::: DATA EXCERPT :::

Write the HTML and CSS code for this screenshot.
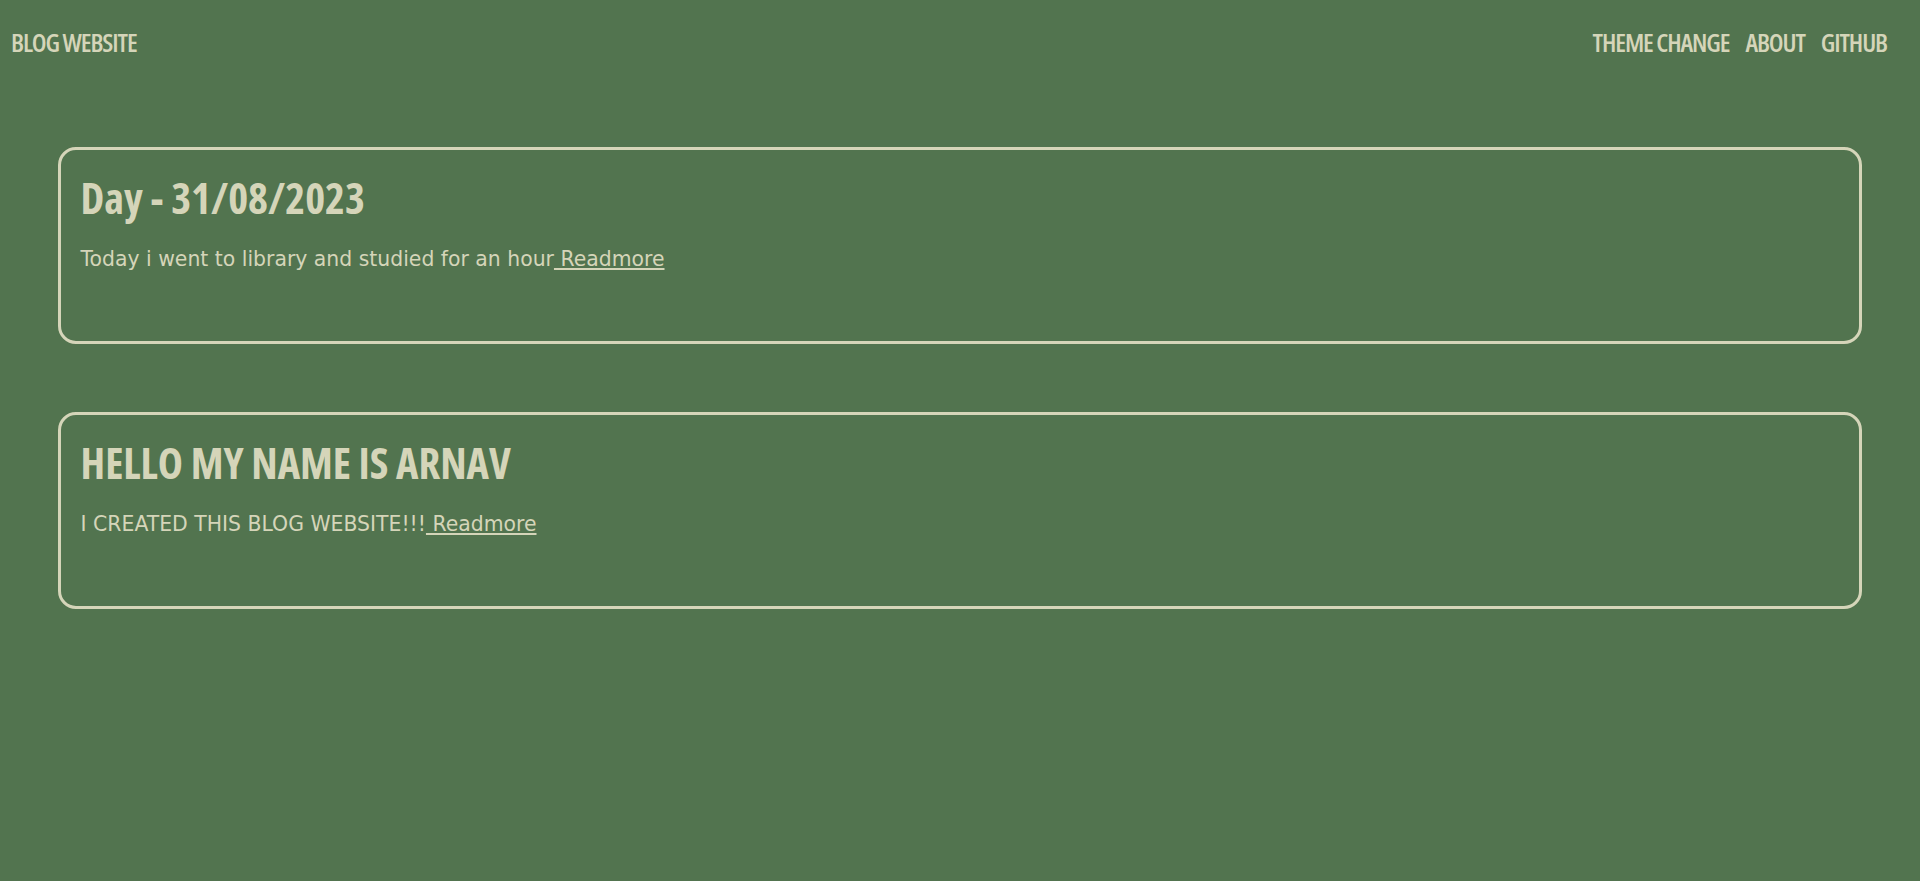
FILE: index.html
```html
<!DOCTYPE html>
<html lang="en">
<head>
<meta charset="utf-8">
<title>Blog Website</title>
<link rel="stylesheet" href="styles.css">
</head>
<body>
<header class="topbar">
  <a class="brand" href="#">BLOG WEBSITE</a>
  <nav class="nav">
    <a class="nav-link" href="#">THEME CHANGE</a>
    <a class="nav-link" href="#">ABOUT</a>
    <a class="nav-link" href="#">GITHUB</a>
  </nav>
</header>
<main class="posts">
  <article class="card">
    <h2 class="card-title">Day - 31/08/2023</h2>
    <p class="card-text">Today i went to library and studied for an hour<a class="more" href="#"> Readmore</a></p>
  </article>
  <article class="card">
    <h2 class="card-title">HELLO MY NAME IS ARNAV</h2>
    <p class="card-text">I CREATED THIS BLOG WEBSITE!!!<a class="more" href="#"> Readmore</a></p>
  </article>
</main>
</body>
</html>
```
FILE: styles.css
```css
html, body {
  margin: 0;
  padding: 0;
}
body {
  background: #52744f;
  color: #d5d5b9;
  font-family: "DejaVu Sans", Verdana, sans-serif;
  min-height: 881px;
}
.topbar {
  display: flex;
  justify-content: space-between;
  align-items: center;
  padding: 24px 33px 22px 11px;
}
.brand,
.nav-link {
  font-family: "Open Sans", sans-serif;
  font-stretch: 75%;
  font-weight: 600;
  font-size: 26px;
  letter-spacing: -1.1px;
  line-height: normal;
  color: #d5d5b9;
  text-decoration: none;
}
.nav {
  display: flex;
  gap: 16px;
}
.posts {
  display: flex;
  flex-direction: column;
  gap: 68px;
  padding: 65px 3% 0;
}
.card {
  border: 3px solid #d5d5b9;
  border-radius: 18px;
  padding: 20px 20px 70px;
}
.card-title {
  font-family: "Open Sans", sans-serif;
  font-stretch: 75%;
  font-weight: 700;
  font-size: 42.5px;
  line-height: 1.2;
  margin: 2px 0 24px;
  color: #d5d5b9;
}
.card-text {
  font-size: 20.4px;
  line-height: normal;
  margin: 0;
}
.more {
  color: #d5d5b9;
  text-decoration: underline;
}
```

:::

*WHAT IS BEING ASKED:* Your task is an exact transcription of all the data, minus the pictures.

*WRITTEN RESPONSE:*
Write the HTML and CSS code for this screenshot.
FILE: index.html
```html
<!DOCTYPE html>
<html lang="en">
<head>
<meta charset="utf-8">
<title>Blog Website</title>
<link rel="stylesheet" href="styles.css">
</head>
<body>
<header class="topbar">
  <a class="brand" href="#">BLOG WEBSITE</a>
  <nav class="nav">
    <a class="nav-link" href="#">THEME CHANGE</a>
    <a class="nav-link" href="#">ABOUT</a>
    <a class="nav-link" href="#">GITHUB</a>
  </nav>
</header>
<main class="posts">
  <article class="card">
    <h2 class="card-title">Day - 31/08/2023</h2>
    <p class="card-text">Today i went to library and studied for an hour<a class="more" href="#"> Readmore</a></p>
  </article>
  <article class="card">
    <h2 class="card-title">HELLO MY NAME IS ARNAV</h2>
    <p class="card-text">I CREATED THIS BLOG WEBSITE!!!<a class="more" href="#"> Readmore</a></p>
  </article>
</main>
</body>
</html>
```
FILE: styles.css
```css
html, body {
  margin: 0;
  padding: 0;
}
body {
  background: #52744f;
  color: #d5d5b9;
  font-family: "DejaVu Sans", Verdana, sans-serif;
  min-height: 881px;
}
.topbar {
  display: flex;
  justify-content: space-between;
  align-items: center;
  padding: 24px 33px 22px 11px;
}
.brand,
.nav-link {
  font-family: "Open Sans", sans-serif;
  font-stretch: 75%;
  font-weight: 600;
  font-size: 26px;
  letter-spacing: -1.1px;
  line-height: normal;
  color: #d5d5b9;
  text-decoration: none;
}
.nav {
  display: flex;
  gap: 16px;
}
.posts {
  display: flex;
  flex-direction: column;
  gap: 68px;
  padding: 65px 3% 0;
}
.card {
  border: 3px solid #d5d5b9;
  border-radius: 18px;
  padding: 20px 20px 70px;
}
.card-title {
  font-family: "Open Sans", sans-serif;
  font-stretch: 75%;
  font-weight: 700;
  font-size: 42.5px;
  line-height: 1.2;
  margin: 2px 0 24px;
  color: #d5d5b9;
}
.card-text {
  font-size: 20.4px;
  line-height: normal;
  margin: 0;
}
.more {
  color: #d5d5b9;
  text-decoration: underline;
}
```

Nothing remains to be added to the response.